As I began to try to gather my thoughts on the topic, the news broke on the kidnapping of the Lagos NUJ chairman, Wahab Oba, and some of our colleagues. The kidnappers wanted a ransom of a whopping N250million! And as I write here today, the 14th day of July, the impasse has not been unravelled. My initial reaction therefore was to drop my intention to do a piece discussing pertinent issues of corruption staining the fabric of the media. However, the issues were so sensitive and so strong that I thought it would be criminal to sweep them under the carpet since journalism and journalists are now at the forefront of national discourse. So what I decided to do is look inward at the journalism profession from the point of view of an insider and proffer my candid solutions. I realize that in doing this, the ire of the profession, and an avalanche of vilification may pour from my colleagues. But what ire and what vile can withstand the truth? One of my former editor used to tell me that if you wrote something and reactions pour in, it shows that you did touch a nerve. I will stand for the truth, I will stand for avant-gardism and I will always be innovative.

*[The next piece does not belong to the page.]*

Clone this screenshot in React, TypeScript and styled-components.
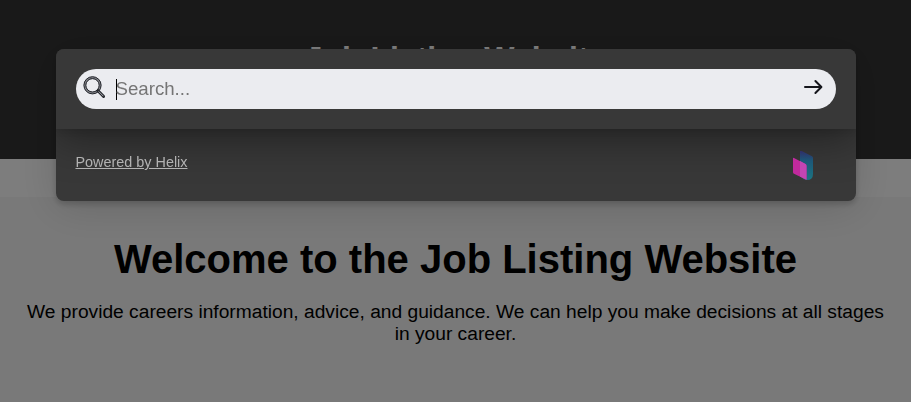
import React from "react";
import styled, { createGlobalStyle } from "styled-components";

const GlobalStyle = createGlobalStyle`
  * { box-sizing: border-box; }
  body {
    margin: 0;
    height: 402px;
    overflow: hidden;
    background: #f2f2f2;
    font-family: "Liberation Sans", Arial, sans-serif;
    color: #000;
  }
`;

const Header = styled.header`
  height: 159px;
  padding-top: 40px;
  background: #333;
  color: #fff;
  text-align: center;
`;

const SiteTitle = styled.h1`
  margin: 0;
  font-size: 32px;
  line-height: 37px;
`;

const NavStrip = styled.nav`
  height: 38px;
  background: #fafafa;
`;

const Intro = styled.main`
  padding: 39px 20px 0;
  text-align: center;
`;

const IntroTitle = styled.h2`
  margin: 0;
  font-size: 40px;
  line-height: 46px;
`;

const IntroText = styled.p`
  margin: 19px 0 0;
  font-size: 19.2px;
  line-height: 22px;
`;

const Backdrop = styled.div`
  position: fixed;
  inset: 0;
  background: rgba(0, 0, 0, 0.5);
`;

const Dialog = styled.section`
  width: 800px;
  height: 152px;
  margin: 49px auto 0;
  display: flex;
  flex-direction: column;
  border-radius: 8px;
  overflow: hidden;
  background: #383838;
  box-shadow: 0 3px 6px rgba(0, 0, 0, 0.2), 0 6px 40px rgba(0, 0, 0, 0.14);
`;

const SearchArea = styled.div`
  height: 80px;
  padding: 20px;
  background: #383838;
  box-shadow: 0 3px 6px rgba(0, 0, 0, 0.08), 0 10px 40px rgba(0, 0, 0, 0.4);
`;

const SearchField = styled.label`
  display: flex;
  align-items: center;
  height: 40px;
  padding: 0 11px 0 7px;
  border-radius: 20px;
  background: #ebecf0;
`;

const Caret = styled.span`
  width: 1px;
  height: 21px;
  margin: 1px -1px 0 11px;
  background: #000;
`;

const SearchInput = styled.input`
  flex: 1;
  min-width: 0;
  height: 38px;
  padding: 0;
  border: 0;
  outline: 0;
  background: transparent;
  font: 18.67px "Liberation Sans", Arial, sans-serif;
  &::placeholder { color: #757575; }
`;

const Glyph = styled.svg<{ $size: number }>`
  flex: none;
  width: ${(p) => p.$size}px;
  height: ${(p) => p.$size}px;
  margin-bottom: 4px;
`;

const Footer = styled.footer`
  flex: 1;
  display: flex;
  justify-content: space-between;
  padding: 22px 42px 0 20px;
`;

const Credit = styled.a`
  height: 22px;
  color: #b2b2b2;
  font-size: 14.4px;
  line-height: 22px;
  text-decoration: underline;
`;

const Logo = styled.svg`
  width: 22px;
  height: 30px;
`;

export default function App() {
  return (
    <>
      <GlobalStyle />
      <Header>
        <SiteTitle>Job Listing Website</SiteTitle>
      </Header>
      <NavStrip />
      <Intro>
        <IntroTitle>Welcome to the Job Listing Website</IntroTitle>
        <IntroText>
          We provide careers information, advice, and guidance. We can help you
          make decisions at all stages in your career.
        </IntroText>
      </Intro>
      <Backdrop>
        <Dialog role="dialog" aria-label="Search">
          <SearchArea>
            <SearchField>
              <Glyph $size={22} viewBox="0 0 22 22" fill="none" aria-hidden>
                <circle cx="9.5" cy="9.3" r="7.6" stroke="#85878d" strokeWidth="2.4" />
                <circle cx="9.5" cy="9.3" r="8.6" stroke="#24262c" strokeWidth="1" />
                <circle cx="9.5" cy="9.3" r="6.7" stroke="#24262c" strokeWidth="1" />
                <path d="M15 14.8L20.6 20.4" stroke="#24262c" strokeWidth="3" strokeLinecap="square" />
                <path d="M15.6 15.4L20.4 20.2" stroke="#a9abb0" strokeWidth="1" />
              </Glyph>
              <Caret />
              <SearchInput placeholder="Search..." aria-label="Search" />
              <Glyph $size={24} viewBox="0 0 24 24" fill="none" aria-hidden>
                <path
                  d="M4 12H20.3M14.4 6L20.4 12L14.4 18"
                  stroke="#15161c"
                  strokeWidth="2"
                  strokeLinecap="round"
                  strokeLinejoin="round"
                />
              </Glyph>
            </SearchField>
          </SearchArea>
          <Footer>
            <Credit href="#">Powered by Helix</Credit>
            <Logo viewBox="0 0 22 30" aria-hidden>
              <defs>
                <linearGradient id="sheet" x1="0" y1="0" x2="0" y2="1">
                  <stop offset="0" stopColor="#302c68" />
                  <stop offset=".35" stopColor="#1c5878" />
                  <stop offset="1" stopColor="#1b7482" />
                </linearGradient>
              </defs>
              <path d="M8 .6Q8-1 9.5-.1L20 5.3Q21 5.9 21 7.3V23Q21 29 15 29Q13.5 29 11.5 28L8 25Z" fill="url(#sheet)" />
              <path d="M1 7.6Q1 6.4 2 7L13.5 12.9Q14.5 13.4 14.5 14.9V28.7L2 22.7Q1 22.2 1 21.2Z" fill="#c12a9d" />
              <path d="M8 10L13.5 12.9Q14.5 13.4 14.5 14.9V28.7L8 25.5Z" fill="#c145b3" />
            </Logo>
          </Footer>
        </Dialog>
      </Backdrop>
    </>
  );
}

Therefore, from the point where the NBA president offered his apology, I was disturbed. I did not understand why the learned gentleman was offering an apology for a statement he made when no one was pointing a gun at his head. Before he offered that apology, I thought that he would come out specifically to explain what it was that led him to have made that statement in the first place. Did some journalists try to con him? What medium are they from? For how long has this been going on? Is he sure that the people who tried to con him or otherwise were, are journalists?
Nevertheless, I realized that in trying to provide any clue to some of these questions, I would be begging the question. The real thing that bothered me was not that the NBA president apologised. What bothered me is the perception that will evolve from that apology, and eventually begin to mould about the business of journalism and the practitioners thereof. Now, what I want to know is that does it really mean that some Nigerian journalists are not indeed corrupt as the NBA president said before he retracted? Is that apology not already creating the impression that the Nigerian journalist and the journalism profession cannot be criticized [even as we are the greatest and staunchest critics of men and governments?] Are we saying that all members of the Nigerian Fourth Estate are really above board?
As far as I am concerned, anybody can be corrupt whether you are a journalist or not. Everybody, even the Pope or Obama, has a price. Whether you are a lawyer, doctor, teacher, American, Pakistani or Brazilian, everyone has this innate tendency to be corrupt. All that is needed is the right or wrong circumstances and definitions for corruption to come full circle. With us journalists, watchdogs and hounds, I am sure we will not be sincere if we indeed say that we are all above board altogether. If we do say that, we risk being seen as a supercilious and a holier-than-thou set of people.
And since the NBA president did not give us any instance where corruption pervades the journalism profession, let us examine one instance. I have a colleague who works in what is known as 'mainstream media'. Even though he has not been paid his salary of N45, 000.00 from January till date, he religiously goes to his beat. While there, he rubs shoulders and minds with the high and mighty [like Akeredolu]. Now do the arithmetic - January to July is seven months! - seven months of very hard physical and mental labour at meeting stiff deadlines, covering a beat that involves traversing the labyrinths and thoroughfares of the Lagos metropolis and making calls to contacts. That is just a tip of the iceberg. This person is married with three kids. He lives modestly in a two-bedroom rented flat in Magodo.
His children attend a private school nearby and they look OK. In these seven months without salary, this chap [as most journalists that are not being paid regularly] still copes nicely in meeting his needs and responsibilities both at home and in his office. Where then does he get the money? How has he been fuelling his car, servicing his generator, paying his rent, clothing and feeding his family and carrying on? Perhaps he has a brother-in-law called Sanusi Lamido. That may not be likely. Well then, maybe he won a jackpot in a lottery and is quietly spending his millions? Likely but I must confess that most winners of 'jackpots' in this country do not get more than a million [equivalent to just $6,000.00], and winnership of lotteries is not the exclusive preserve of journalists. Maybe most of our parents were tycoons and they left us a large inheritance perhaps? If the journalist is not getting money from these sources, how is he surviving these biting times of global and local economic recession? I know that we do not receive grants from the United Nations, or UNICEF, the EU or the AU. Where does the Nigeria journalist get money when he has not been paid for as long as seven months?